STATED EXERCISE
Transcribe the material in full. Nothing should differ except that the pictures are left out.

GIVEN INFORMATION
•••••

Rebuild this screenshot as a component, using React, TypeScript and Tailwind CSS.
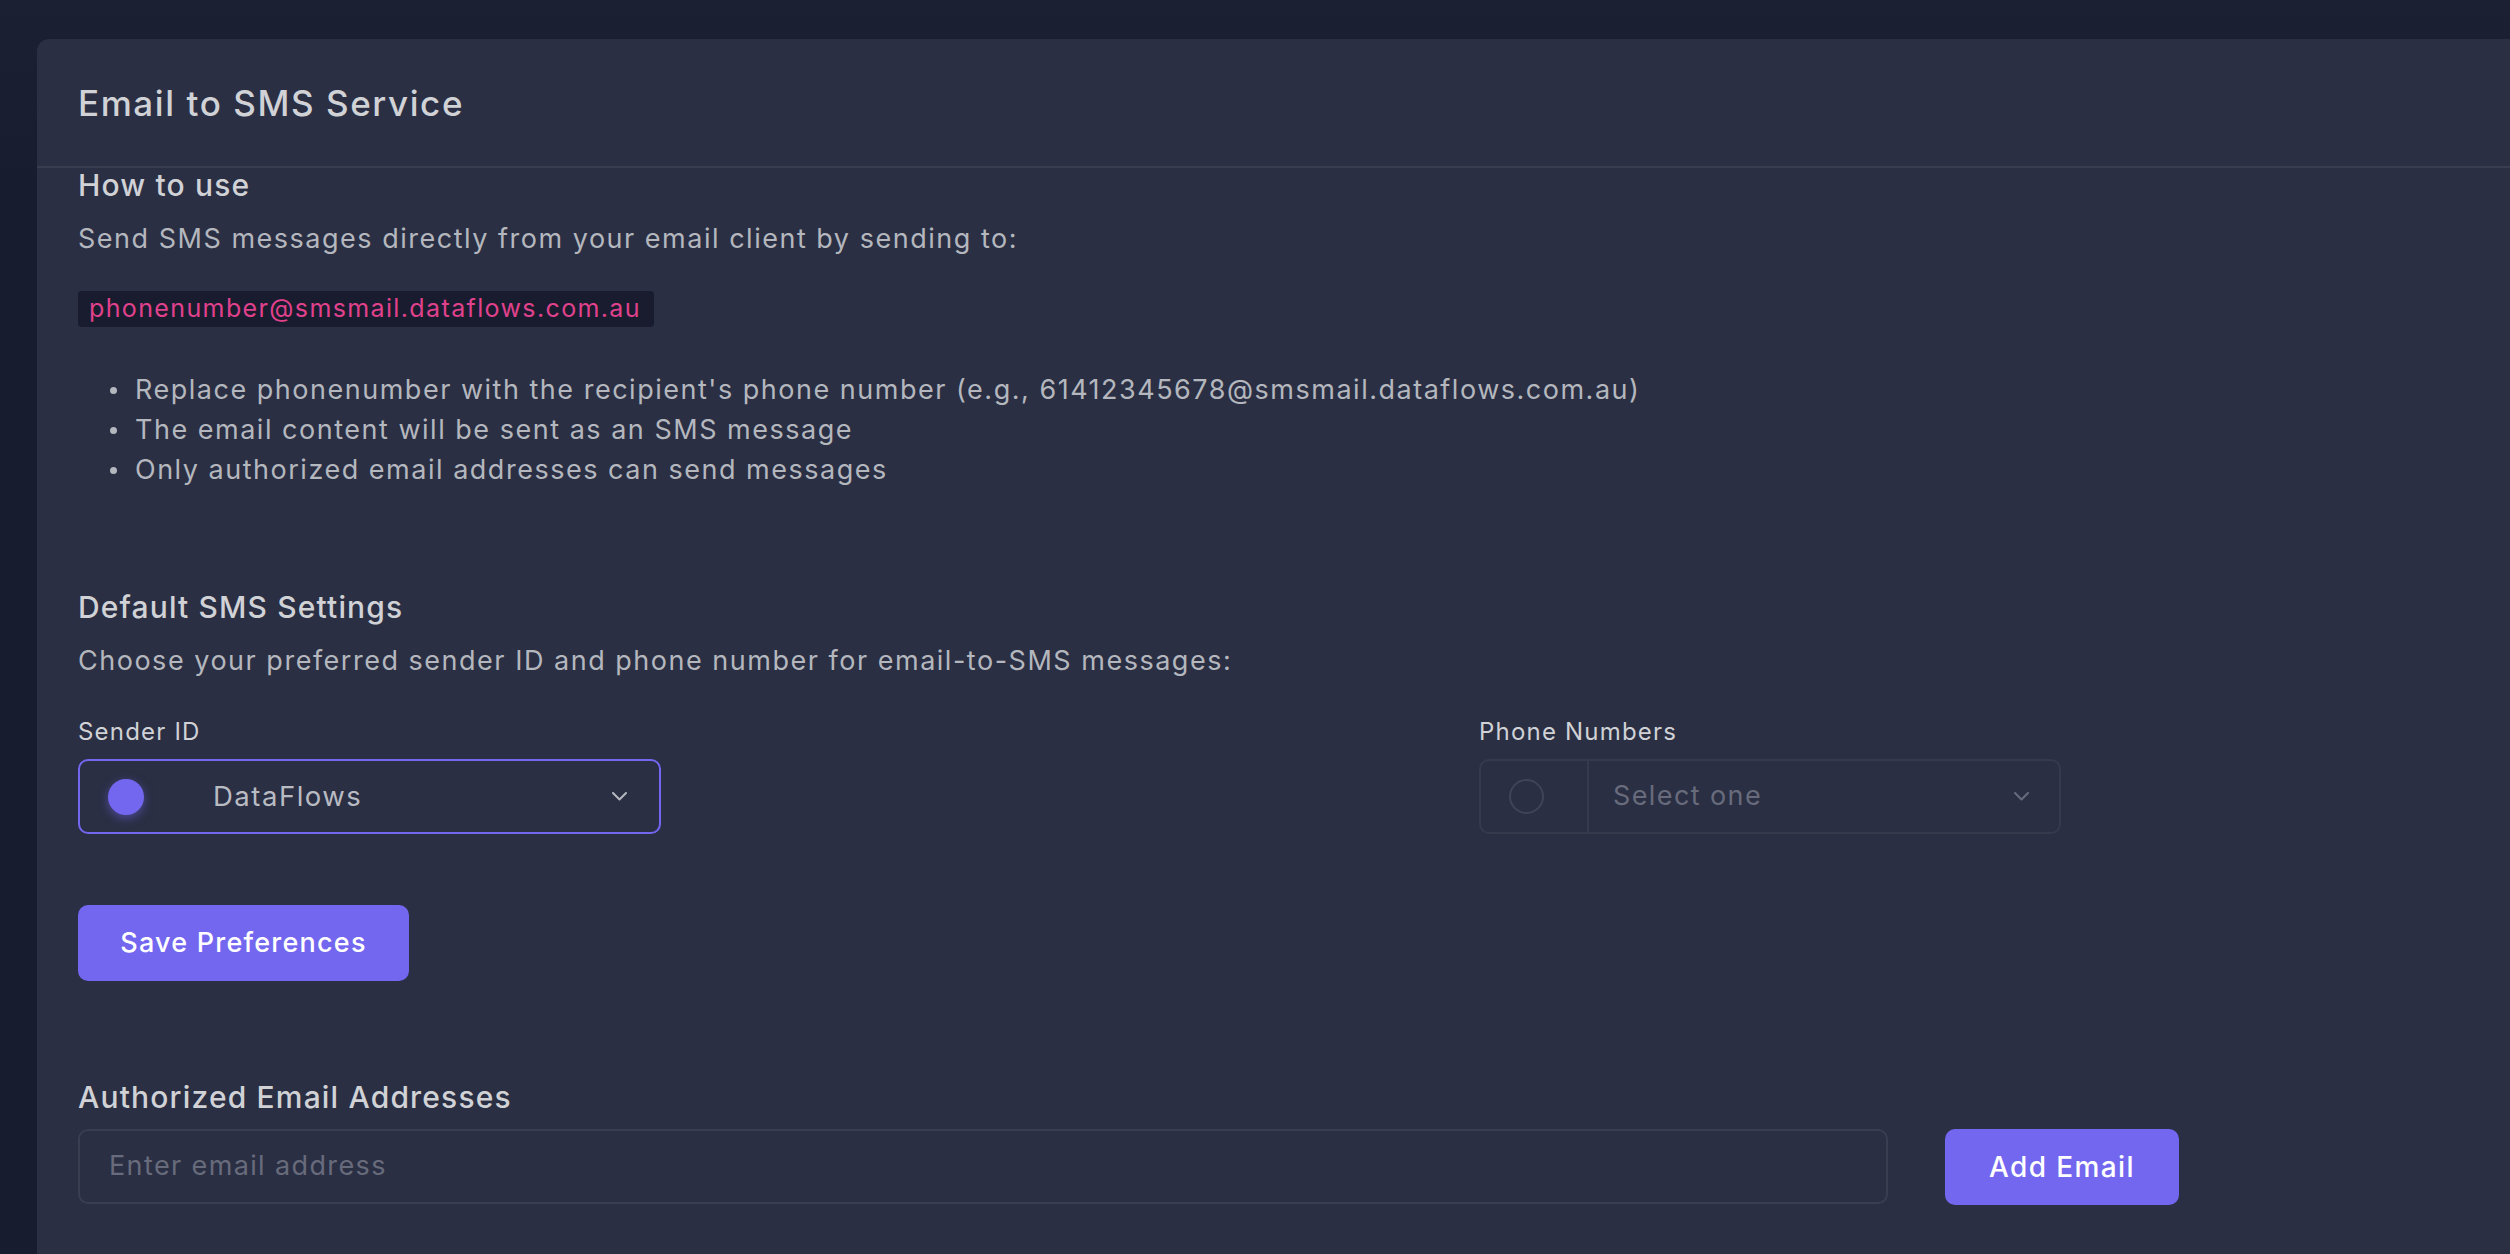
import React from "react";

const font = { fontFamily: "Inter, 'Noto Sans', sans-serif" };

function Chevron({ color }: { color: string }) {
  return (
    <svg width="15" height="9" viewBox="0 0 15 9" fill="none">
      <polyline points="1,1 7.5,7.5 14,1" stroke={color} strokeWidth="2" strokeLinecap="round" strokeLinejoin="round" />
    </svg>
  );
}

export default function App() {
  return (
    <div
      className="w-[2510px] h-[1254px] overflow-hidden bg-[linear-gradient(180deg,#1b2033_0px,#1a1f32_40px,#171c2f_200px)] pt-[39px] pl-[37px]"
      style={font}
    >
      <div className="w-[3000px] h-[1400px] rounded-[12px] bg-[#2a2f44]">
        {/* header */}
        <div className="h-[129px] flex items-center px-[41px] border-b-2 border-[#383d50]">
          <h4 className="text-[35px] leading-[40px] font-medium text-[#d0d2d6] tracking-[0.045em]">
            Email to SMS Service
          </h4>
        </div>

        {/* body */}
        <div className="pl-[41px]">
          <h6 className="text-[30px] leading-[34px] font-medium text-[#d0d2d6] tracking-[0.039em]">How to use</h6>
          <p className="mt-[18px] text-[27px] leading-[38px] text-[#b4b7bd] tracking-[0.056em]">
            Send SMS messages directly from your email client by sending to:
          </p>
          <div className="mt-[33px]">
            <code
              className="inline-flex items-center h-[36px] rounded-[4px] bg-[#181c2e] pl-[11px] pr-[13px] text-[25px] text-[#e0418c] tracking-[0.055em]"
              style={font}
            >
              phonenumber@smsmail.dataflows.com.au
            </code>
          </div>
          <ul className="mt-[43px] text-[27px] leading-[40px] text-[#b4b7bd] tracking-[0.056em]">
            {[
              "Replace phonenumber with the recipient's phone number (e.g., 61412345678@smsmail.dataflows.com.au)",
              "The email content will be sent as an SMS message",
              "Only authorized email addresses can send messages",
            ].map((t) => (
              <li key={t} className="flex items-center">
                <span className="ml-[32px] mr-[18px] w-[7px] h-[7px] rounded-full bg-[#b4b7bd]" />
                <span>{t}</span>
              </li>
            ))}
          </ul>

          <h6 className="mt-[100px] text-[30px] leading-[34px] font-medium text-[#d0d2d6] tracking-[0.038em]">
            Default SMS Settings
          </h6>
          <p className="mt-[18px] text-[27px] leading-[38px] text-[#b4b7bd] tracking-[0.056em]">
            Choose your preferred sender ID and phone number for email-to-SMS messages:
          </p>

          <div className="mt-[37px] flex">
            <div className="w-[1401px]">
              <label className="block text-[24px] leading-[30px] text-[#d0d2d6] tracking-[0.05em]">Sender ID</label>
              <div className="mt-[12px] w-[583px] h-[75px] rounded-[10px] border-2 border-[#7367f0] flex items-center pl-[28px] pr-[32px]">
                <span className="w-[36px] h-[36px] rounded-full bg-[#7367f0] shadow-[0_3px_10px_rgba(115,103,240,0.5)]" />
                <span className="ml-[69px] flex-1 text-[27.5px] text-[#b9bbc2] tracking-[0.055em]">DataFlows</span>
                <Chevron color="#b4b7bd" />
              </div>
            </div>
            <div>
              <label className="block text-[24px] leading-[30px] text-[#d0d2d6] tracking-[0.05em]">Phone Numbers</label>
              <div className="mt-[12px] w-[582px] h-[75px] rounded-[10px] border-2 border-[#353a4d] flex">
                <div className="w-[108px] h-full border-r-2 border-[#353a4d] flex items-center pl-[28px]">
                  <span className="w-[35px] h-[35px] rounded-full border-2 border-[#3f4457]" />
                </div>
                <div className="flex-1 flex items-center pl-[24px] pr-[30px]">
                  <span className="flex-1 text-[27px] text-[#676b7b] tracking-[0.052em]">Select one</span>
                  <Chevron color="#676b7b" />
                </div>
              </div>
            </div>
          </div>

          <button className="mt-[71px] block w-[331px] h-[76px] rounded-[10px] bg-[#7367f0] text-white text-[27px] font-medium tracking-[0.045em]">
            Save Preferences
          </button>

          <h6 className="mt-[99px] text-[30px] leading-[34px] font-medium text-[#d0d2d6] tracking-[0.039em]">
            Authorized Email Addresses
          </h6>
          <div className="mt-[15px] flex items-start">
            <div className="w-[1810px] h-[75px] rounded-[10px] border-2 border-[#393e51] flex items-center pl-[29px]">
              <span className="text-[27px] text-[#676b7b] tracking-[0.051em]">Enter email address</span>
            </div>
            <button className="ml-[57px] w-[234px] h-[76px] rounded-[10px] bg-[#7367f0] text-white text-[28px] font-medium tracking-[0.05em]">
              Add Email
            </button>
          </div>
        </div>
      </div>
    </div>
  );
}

•••••

OUTPUT FOR THIS TASK
Rebuild this screenshot as a component, using React, TypeScript and Tailwind CSS.
import React from "react";

const font = { fontFamily: "Inter, 'Noto Sans', sans-serif" };

function Chevron({ color }: { color: string }) {
  return (
    <svg width="15" height="9" viewBox="0 0 15 9" fill="none">
      <polyline points="1,1 7.5,7.5 14,1" stroke={color} strokeWidth="2" strokeLinecap="round" strokeLinejoin="round" />
    </svg>
  );
}

export default function App() {
  return (
    <div
      className="w-[2510px] h-[1254px] overflow-hidden bg-[linear-gradient(180deg,#1b2033_0px,#1a1f32_40px,#171c2f_200px)] pt-[39px] pl-[37px]"
      style={font}
    >
      <div className="w-[3000px] h-[1400px] rounded-[12px] bg-[#2a2f44]">
        {/* header */}
        <div className="h-[129px] flex items-center px-[41px] border-b-2 border-[#383d50]">
          <h4 className="text-[35px] leading-[40px] font-medium text-[#d0d2d6] tracking-[0.045em]">
            Email to SMS Service
          </h4>
        </div>

        {/* body */}
        <div className="pl-[41px]">
          <h6 className="text-[30px] leading-[34px] font-medium text-[#d0d2d6] tracking-[0.039em]">How to use</h6>
          <p className="mt-[18px] text-[27px] leading-[38px] text-[#b4b7bd] tracking-[0.056em]">
            Send SMS messages directly from your email client by sending to:
          </p>
          <div className="mt-[33px]">
            <code
              className="inline-flex items-center h-[36px] rounded-[4px] bg-[#181c2e] pl-[11px] pr-[13px] text-[25px] text-[#e0418c] tracking-[0.055em]"
              style={font}
            >
              phonenumber@smsmail.dataflows.com.au
            </code>
          </div>
          <ul className="mt-[43px] text-[27px] leading-[40px] text-[#b4b7bd] tracking-[0.056em]">
            {[
              "Replace phonenumber with the recipient's phone number (e.g., 61412345678@smsmail.dataflows.com.au)",
              "The email content will be sent as an SMS message",
              "Only authorized email addresses can send messages",
            ].map((t) => (
              <li key={t} className="flex items-center">
                <span className="ml-[32px] mr-[18px] w-[7px] h-[7px] rounded-full bg-[#b4b7bd]" />
                <span>{t}</span>
              </li>
            ))}
          </ul>

          <h6 className="mt-[100px] text-[30px] leading-[34px] font-medium text-[#d0d2d6] tracking-[0.038em]">
            Default SMS Settings
          </h6>
          <p className="mt-[18px] text-[27px] leading-[38px] text-[#b4b7bd] tracking-[0.056em]">
            Choose your preferred sender ID and phone number for email-to-SMS messages:
          </p>

          <div className="mt-[37px] flex">
            <div className="w-[1401px]">
              <label className="block text-[24px] leading-[30px] text-[#d0d2d6] tracking-[0.05em]">Sender ID</label>
              <div className="mt-[12px] w-[583px] h-[75px] rounded-[10px] border-2 border-[#7367f0] flex items-center pl-[28px] pr-[32px]">
                <span className="w-[36px] h-[36px] rounded-full bg-[#7367f0] shadow-[0_3px_10px_rgba(115,103,240,0.5)]" />
                <span className="ml-[69px] flex-1 text-[27.5px] text-[#b9bbc2] tracking-[0.055em]">DataFlows</span>
                <Chevron color="#b4b7bd" />
              </div>
            </div>
            <div>
              <label className="block text-[24px] leading-[30px] text-[#d0d2d6] tracking-[0.05em]">Phone Numbers</label>
              <div className="mt-[12px] w-[582px] h-[75px] rounded-[10px] border-2 border-[#353a4d] flex">
                <div className="w-[108px] h-full border-r-2 border-[#353a4d] flex items-center pl-[28px]">
                  <span className="w-[35px] h-[35px] rounded-full border-2 border-[#3f4457]" />
                </div>
                <div className="flex-1 flex items-center pl-[24px] pr-[30px]">
                  <span className="flex-1 text-[27px] text-[#676b7b] tracking-[0.052em]">Select one</span>
                  <Chevron color="#676b7b" />
                </div>
              </div>
            </div>
          </div>

          <button className="mt-[71px] block w-[331px] h-[76px] rounded-[10px] bg-[#7367f0] text-white text-[27px] font-medium tracking-[0.045em]">
            Save Preferences
          </button>

          <h6 className="mt-[99px] text-[30px] leading-[34px] font-medium text-[#d0d2d6] tracking-[0.039em]">
            Authorized Email Addresses
          </h6>
          <div className="mt-[15px] flex items-start">
            <div className="w-[1810px] h-[75px] rounded-[10px] border-2 border-[#393e51] flex items-center pl-[29px]">
              <span className="text-[27px] text-[#676b7b] tracking-[0.051em]">Enter email address</span>
            </div>
            <button className="ml-[57px] w-[234px] h-[76px] rounded-[10px] bg-[#7367f0] text-white text-[28px] font-medium tracking-[0.05em]">
              Add Email
            </button>
          </div>
        </div>
      </div>
    </div>
  );
}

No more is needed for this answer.